• **TASK INSTRUCTIONS**: Answer with a single number, the count of lines holding the word "React".

◆ ◆ ◆ ◆ ◆ ◆ ◆

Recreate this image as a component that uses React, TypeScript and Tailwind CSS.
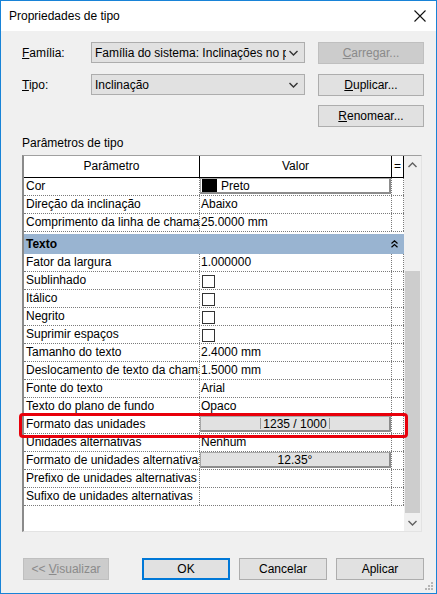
import React from 'react';

const font = "font-['Segoe_UI','Liberation_Sans',Arial,sans-serif]";

function Chevron({ up = false, className = '' }: { up?: boolean; className?: string }) {
  return (
    <svg width="9" height="6" viewBox="0 0 9 6" className={className}>
      <path d={up ? 'M0.5 5 L4.5 1 L8.5 5' : 'M0.5 1 L4.5 5 L8.5 1'} fill="none" stroke="currentColor" strokeWidth="1.4" />
    </svg>
  );
}

function CheckBox() {
  return <div className="ml-[2px] mt-[3px] h-[13px] w-[13px] border border-[#333333] bg-white" />;
}

function ValueButton({ children, split = false }: { children: React.ReactNode; split?: boolean }) {
  return (
    <div className="flex h-[16px] w-full items-center justify-center border border-[#a8a8a8] border-r-2 border-b-2 border-r-[#8c8c8c] border-b-[#8c8c8c] bg-[#e1e1e1] leading-[14px]">
      {split ? (
        <div className="flex items-center">
          <span className="h-[11px] w-px bg-[#9a9a9a]" />
          <span className="px-[2px]">{children}</span>
          <span className="h-[11px] w-px bg-[#9a9a9a]" />
        </div>
      ) : (
        children
      )}
    </div>
  );
}

function ColorButton() {
  return (
    <div className="flex h-[16px] w-full items-center border border-[#a8a8a8] border-r-2 border-b-2 border-r-[#8c8c8c] border-b-[#8c8c8c] bg-white">
      <span className="ml-[1px] h-[13px] w-[15px] bg-black" />
      <span className="ml-[4px] leading-[14px]">Preto</span>
    </div>
  );
}

function Row({ name, children }: { name: string; children?: React.ReactNode }) {
  return (
    <div className="flex h-[18px] border-b border-dotted border-[#7a7a7a]">
      <div className="w-[176px] shrink-0 overflow-hidden whitespace-nowrap border-r border-dotted border-[#7a7a7a] pl-[2px] leading-[17px]">
        {name}
      </div>
      <div className="w-[192px] shrink-0 overflow-hidden whitespace-nowrap border-r border-dotted border-[#7a7a7a] leading-[17px]">
        {children}
      </div>
      <div className="w-[12px] shrink-0 border-r border-dotted border-[#7a7a7a]" />
    </div>
  );
}

function TextValue({ children }: { children: React.ReactNode }) {
  return <span className="pl-[1px]">{children}</span>;
}

function DialogButton({ children, disabled = false, primary = false }: { children: React.ReactNode; disabled?: boolean; primary?: boolean }) {
  return (
    <div
      className={`flex h-[22px] w-[88px] items-center justify-center ${
        disabled
          ? 'border border-[#bfbfbf] bg-[#cccccc] text-[#8a8a8a]'
          : primary
          ? 'border-2 border-[#0078d7] bg-[#e1e1e1]'
          : 'border border-[#adadad] bg-[#e1e1e1]'
      }`}
    >
      {children}
    </div>
  );
}

export default function App() {
  return (
    <div className={`relative flex h-[594px] w-[437px] flex-col border border-[#1883d7] bg-[#f0f0f0] text-[12px] text-black ${font}`}>
      {/* Title bar */}
      <div className="flex h-[30px] shrink-0 items-center justify-between bg-white pl-[8px] pr-[10px]">
        <span className="leading-[16px]">Propriedades de tipo</span>
        <svg width="12" height="12" viewBox="0 0 12 12">
          <path d="M0.5 0.5 L11.5 11.5 M11.5 0.5 L0.5 11.5" stroke="#111" strokeWidth="1.1" />
        </svg>
      </div>

      <div className="flex flex-1 flex-col pl-[21px] pr-[12px]">
        {/* Família */}
        <div className="mt-[11px] flex h-[22px] items-center">
          <span className="w-[69px]">
            <u>F</u>amília:
          </span>
          <div className="flex h-[21px] w-[214px] items-center self-start border border-[#adadad] bg-[#e1e1e1] pl-[3px]">
            <span className="w-[191px] overflow-hidden whitespace-nowrap">Família do sistema: Inclinações no ponto</span>
            <Chevron className="ml-[3px] text-[#333]" />
          </div>
          <div className="ml-auto flex h-[22px] w-[106px] items-center justify-center border border-[#bfbfbf] bg-[#cccccc] text-[#8a8a8a]">
            <span>
              <u>C</u>arregar...
            </span>
          </div>
        </div>

        {/* Tipo */}
        <div className="mt-[10px] flex h-[22px] items-center">
          <span className="w-[69px]">
            <u>T</u>ipo:
          </span>
          <div className="flex h-[21px] w-[214px] items-center self-start border border-[#adadad] bg-[#e1e1e1] pl-[3px]">
            <span className="w-[191px] overflow-hidden whitespace-nowrap">Inclinação</span>
            <Chevron className="ml-[3px] text-[#333]" />
          </div>
          <div className="ml-auto flex h-[22px] w-[106px] items-center justify-center border border-[#adadad] bg-[#e1e1e1]">
            <span>
              <u>D</u>uplicar...
            </span>
          </div>
        </div>

        {/* Renomear */}
        <div className="mt-[9px] flex h-[22px] justify-end">
          <div className="flex h-[22px] w-[106px] items-center justify-center border border-[#adadad] bg-[#e1e1e1]">
            <span>
              <u>R</u>enomear...
            </span>
          </div>
        </div>

        <div className="mt-[8px] leading-[16px]">Parâmetros de tipo</div>

        {/* Property grid */}
        <div className="mt-[4px] flex h-[377px] w-[400px] border-t border-l-2 border-r border-b border-t-[#a0a0a0] border-l-[#8a8a8a] border-r-[#e3e3e3] border-b-[#e3e3e3] bg-white">
          <div className="flex w-[380px] flex-col">
            <div className="flex h-[22px] shrink-0 border-b border-black">
              <div className="w-[176px] border-r border-black text-center leading-[21px]">Parâmetro</div>
              <div className="w-[192px] border-r border-black text-center leading-[21px]">Valor</div>
              <div className="w-[12px] border-r border-black text-center leading-[20px]">=</div>
            </div>

            <Row name="Cor">
              <ColorButton />
            </Row>
            <Row name="Direção da inclinação">
              <TextValue>Abaixo</TextValue>
            </Row>
            <Row name="Comprimento da linha de chamada">
              <TextValue>25.0000 mm</TextValue>
            </Row>

            <div className="mt-[2px] flex h-[20px] shrink-0 items-center justify-between bg-[#99b4d1] pl-[2px] pr-[6px]">
              <span className="font-bold">Texto</span>
              <svg width="7" height="8" viewBox="0 0 7 8">
                <path d="M0.5 3.5 L3.5 0.8 L6.5 3.5 M0.5 7.2 L3.5 4.5 L6.5 7.2" fill="none" stroke="#000" strokeWidth="1.2" />
              </svg>
            </div>

            <Row name="Fator da largura">
              <TextValue>1.000000</TextValue>
            </Row>
            <Row name="Sublinhado">
              <CheckBox />
            </Row>
            <Row name="Itálico">
              <CheckBox />
            </Row>
            <Row name="Negrito">
              <CheckBox />
            </Row>
            <Row name="Suprimir espaços">
              <CheckBox />
            </Row>
            <Row name="Tamanho do texto">
              <TextValue>2.4000 mm</TextValue>
            </Row>
            <Row name="Deslocamento de texto da chamada">
              <TextValue>1.5000 mm</TextValue>
            </Row>
            <Row name="Fonte do texto">
              <TextValue>Arial</TextValue>
            </Row>
            <Row name="Texto do plano de fundo">
              <TextValue>Opaco</TextValue>
            </Row>
            <Row name="Formato das unidades">
              <ValueButton split>1235 / 1000</ValueButton>
            </Row>
            <Row name="Unidades alternativas">
              <TextValue>Nenhum</TextValue>
            </Row>
            <Row name="Formato de unidades alternativas">
              <ValueButton>12.35°</ValueButton>
            </Row>
            <Row name="Prefixo de unidades alternativas" />
            <Row name="Sufixo de unidades alternativas" />
          </div>

          {/* Scrollbar */}
          <div className="flex w-[17px] flex-col bg-[#f0f0f0]">
            <div className="flex h-[17px] items-center justify-center text-[#606060]">
              <Chevron up />
            </div>
            <div className="flex-1">
              <div className="mx-auto mt-[98px] h-[242px] w-[15px] bg-[#cdcdcd]" />
            </div>
            <div className="flex h-[17px] items-center justify-center text-[#606060]">
              <Chevron />
            </div>
          </div>
        </div>

        {/* Bottom buttons */}
        <div className="mt-[26px] flex items-center pl-[1px]">
          <DialogButton disabled>
            <span>
              &lt;&lt; <u>V</u>isualizar
            </span>
          </DialogButton>
          <div className="ml-[33px] flex gap-[9px]">
            <DialogButton primary>OK</DialogButton>
            <DialogButton>Cancelar</DialogButton>
            <DialogButton>Aplicar</DialogButton>
          </div>
        </div>
      </div>

      {/* Highlight */}
      <div className="pointer-events-none absolute left-[18px] top-[412px] h-[25px] w-[389px] rounded-[4px] border-[3px] border-[#e8000b]" />

      {/* Resize grip */}
      <svg className="absolute bottom-[2px] right-[2px]" width="10" height="10" viewBox="0 0 10 10">
        <g fill="#b5b5b5">
          <rect x="7" y="1" width="2" height="2" />
          <rect x="4" y="4" width="2" height="2" />
          <rect x="7" y="4" width="2" height="2" />
          <rect x="1" y="7" width="2" height="2" />
          <rect x="4" y="7" width="2" height="2" />
          <rect x="7" y="7" width="2" height="2" />
        </g>
      </svg>
    </div>
  );
}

◆ ◆ ◆ ◆ ◆ ◆ ◆

• **OUTPUT OF THE EXERCISE**: 6